Long story short I kissed an old friend back in March after being married for two years and with him for a total of 6. Since then my husband and I have been fighting and he has tried and tried and I basically pushed myself away and was living the single life, only not sleeping around with tons of men. I moved out in Oct because he said either I leave or he will and we own a house so I moved in with my sister. I recently discovered on Christmas day he slept with his ex who he has a 7yr old son with. I confronted him and he said it was a mistake he never meant to hurt me and he thought we were over and what he did with her meant nothing an dhe loves me. It hurt so bad becuase excuse my words but she is a #*#!** and I always was scared of her trying to get to him well she suceeded. My question is, is it even possible to fix our marriage knowing I have to see her and deal with her for the rest of my life knowing she had him? I felt she took something away from what we had. I know he doesn't care for her but he was so vulnerable and weak and he did it, but it hurts that he would do what he did. I know I hurt him for the past 10 months but this is by far the worst thing he could have done. I've been numb for months towards him and now I'm finallhy feeling like I ruined what we had, but I'm worried I will never be able to get passed him and her together. Please tell me what you think..
Most Helpful Girl
Personally, I think you two are about even.

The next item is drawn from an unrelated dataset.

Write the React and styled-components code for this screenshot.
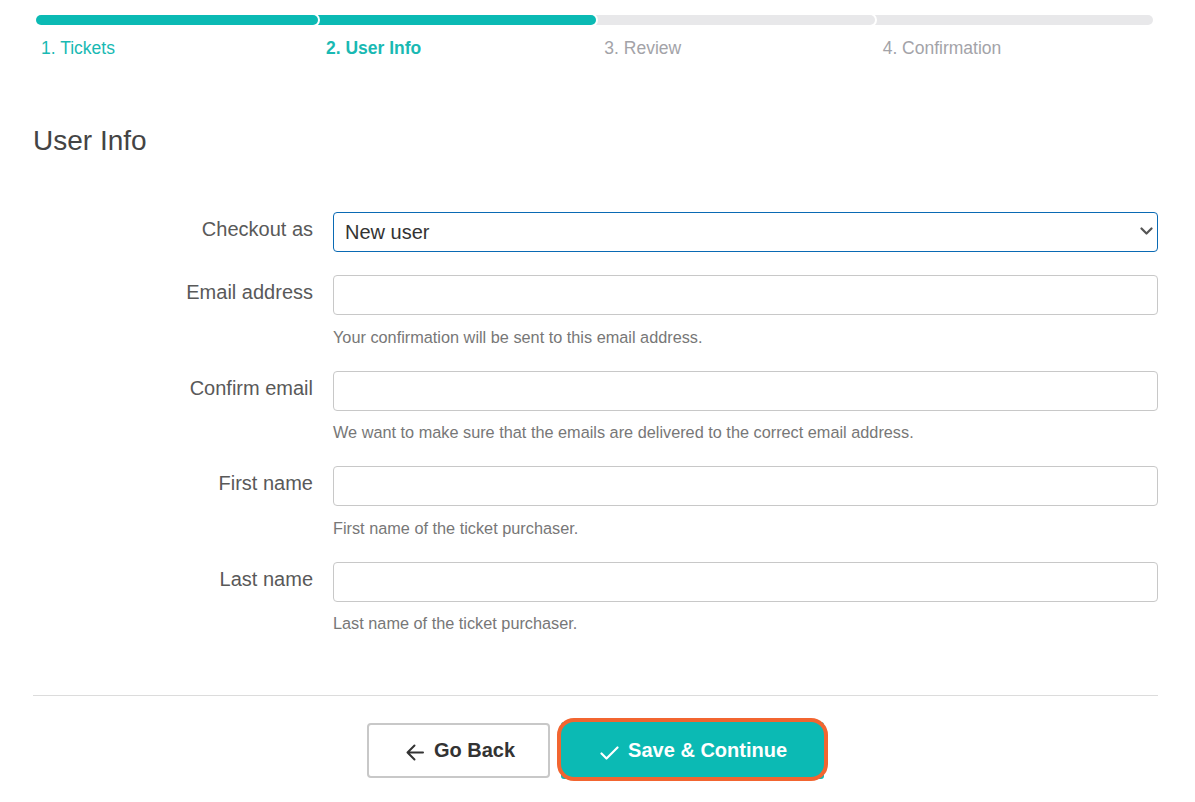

I think it is childish that you can go out, live the single life, and even take an even bigger step by moving out. Clearly what he did was a cry out for attention and was done to keep his own sanity.
He didn't cheat on you with his ex for the sake of cheating on you. He did it to prove to himself that he too can be with someone else. It just so happens the easy route out was his ex.
You two are young and a newly married couple. Clearly he loves you very much, and has continued to tell you so. Being that you are young, it is very difficult to be married to the same person your whole life, but that is what marriage is. It is about commitment and hard work. You must use this as a blessing because now you both know what life would be like with other people and clearly that is not what either of you want.
Being that I was once a cheater myself, I'm sure we can both agree that it is far from worth it. Sure, for a night or so you can finally feel attractive again and know that you can still have men at your disposal. However, those men will never amount to anything close to your husband, hence, why you are very upset with his current actions.
Please, take this as a blessing and be very thankful that it has happened. I know it seems very strange, but it has given a new life to your love for each other. You both have now witnessed what other options you have and neither of you liked the outcomes. If you love him, then you must forgive him. He has chosen to love you beyond your choices. I know it is very difficult to forgive, but you both have done equal hurt towards one another and therefore you must forgive. However, do not forget. You must realize that you two must gain each others respect and trust again, and with time, this will come.
Perhaps, seek professional advice through marriage counseling or your local church to help save your marriage. Find what caused you to cheat on him. There is always a reason why someone cheats, often times it's not the fault of the person who cheated. Perhaps he pushed you away,etc.
You married him for a reason, as he married you for his own reasons. You love him, as he loves you. Do not simply give up because of you two cheating on each other. Show maturity and live a mature adult relationship. Find what it is you love and embrace it. Perhaps, if it is within your means, seek professional help and go on a honeymoon together. Maybe a revamp in your marriage will help save it.